VA discretionary account management services
- Currently, licensed corporations providing services which meet the de minimis threshold (ie, a stated investment objective of a portfolio to invest in VAs or an intention to invest 10% or more of the gross asset value of a portfolio in VAs) are subject to additional requirements set out in the Proforma Terms and Conditions for Licensed Corporations which Manage Portfolios that Invest in Virtual Assets (RA9 T&Cs) published in October 2019 (see our bulletin of October 2019).
- Going forward, registered institutions wishing to provide such services should inform the SFC and the HKMA and will be required to comply with the RA9 T&Cs which will be imposed as registration conditions.
- Where a Type 1 (dealing in securities) intermediary is authorised by its clients to provide VA dealing services on a discretionary basis as an ancillary service, the intermediary should only invest less than 10% of the gross asset value of the client’s portfolio in VAs.
Provision of VA advisory services
Intermediaries are expected to comply with all regulatory requirements imposed by the SFC and the HKMA when providing advisory services, irrespective of the nature of the VAs.

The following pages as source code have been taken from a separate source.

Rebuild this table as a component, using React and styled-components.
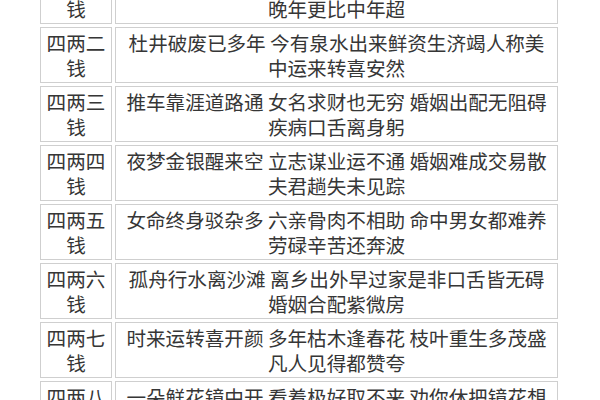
import React from 'react'
import styled, { createGlobalStyle } from 'styled-components'

const GlobalStyle = createGlobalStyle`
  html, body {
    margin: 0;
    padding: 0;
    background: #fff;
    overflow: hidden;
  }
  body {
    font-family: "Noto Sans CJK SC", "Noto Sans", sans-serif;
    color: #333;
  }
`

const Page = styled.div`
  width: 600px;
  height: 400px;
  overflow: hidden;
`

const Table = styled.table`
  margin: -35px 0 0 37px;
  border-collapse: separate;
  border-spacing: 3px;
  table-layout: fixed;
  width: 524px;
`

const Cell = styled.td`
  box-sizing: border-box;
  width: ${props => props.$width}px;
  height: 56px;
  padding: 2px 4px;
  border: 1px solid #cfcfcf;
  font-size: 19.6px;
  line-height: 25px;
  text-align: center;
  vertical-align: middle;
  white-space: nowrap;
  color: #363636;
`

const rows = [
  ['四两一', ['平生做事实艰难 祖业家缘不可攀 自成自立安居分', '晚年更比中年超']],
  ['四两二', ['杜井破废已多年 今有泉水出来鲜资生济竭人称美', '中运来转喜安然']],
  ['四两三', ['推车靠涯道路通 女名求财也无穷 婚姻出配无阻碍', '疾病口舌离身躬']],
  ['四两四', ['夜梦金银醒来空 立志谋业运不通 婚姻难成交易散', '夫君趟失未见踪']],
  ['四两五', ['女命终身驳杂多 六亲骨肉不相助 命中男女都难养', '劳碌辛苦还奔波']],
  ['四两六', ['孤舟行水离沙滩 离乡出外早过家是非口舌皆无碍', '婚姻合配紫微房']],
  ['四两七', ['时来运转喜开颜 多年枯木逢春花 枝叶重生多茂盛', '凡人见得都赞夸']],
  ['四两八', ['一朵鲜花镜中开 看着极好取不来 劝你休把镜花想', '到头只是一场空']],
]

const Lines = ({ lines }) =>
  lines.map((line, i) => (
    <React.Fragment key={i}>
      {i > 0 && <br />}
      {line}
    </React.Fragment>
  ))

export default function App() {
  return (
    <Page>
      <GlobalStyle />
      <Table>
        <tbody>
          {rows.map(([weight, verse]) => (
            <tr key={weight}>
              <Cell $width={72}>
                <Lines lines={[weight, '钱']} />
              </Cell>
              <Cell $width={443}>
                <Lines lines={verse} />
              </Cell>
            </tr>
          ))}
        </tbody>
      </Table>
    </Page>
  )
}
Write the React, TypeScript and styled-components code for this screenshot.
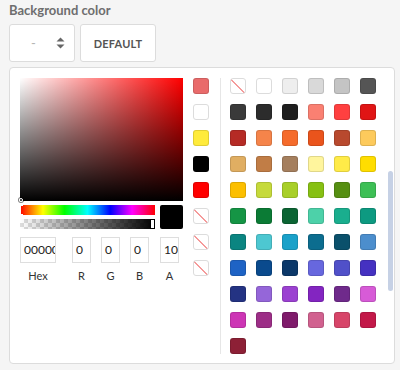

Such services should only be provided to intermediaries’ existing clients to which they provide services in Type 1 (dealing in securities) or Type 4 (advising on securities) regulated activities.
The expected conduct requirements are set out in the relevant prescribed terms and conditions (see Appendix 6 to the joint circular). This includes abiding by the suitability obligations, offering VA advisory services only to PIs, and assessing clients’ VA knowledge before providing such services.
Intermediaries should observe the same requirements highlighted above in relation to the distribution of VA-related products and must ensure the suitability of their recommendations to clients.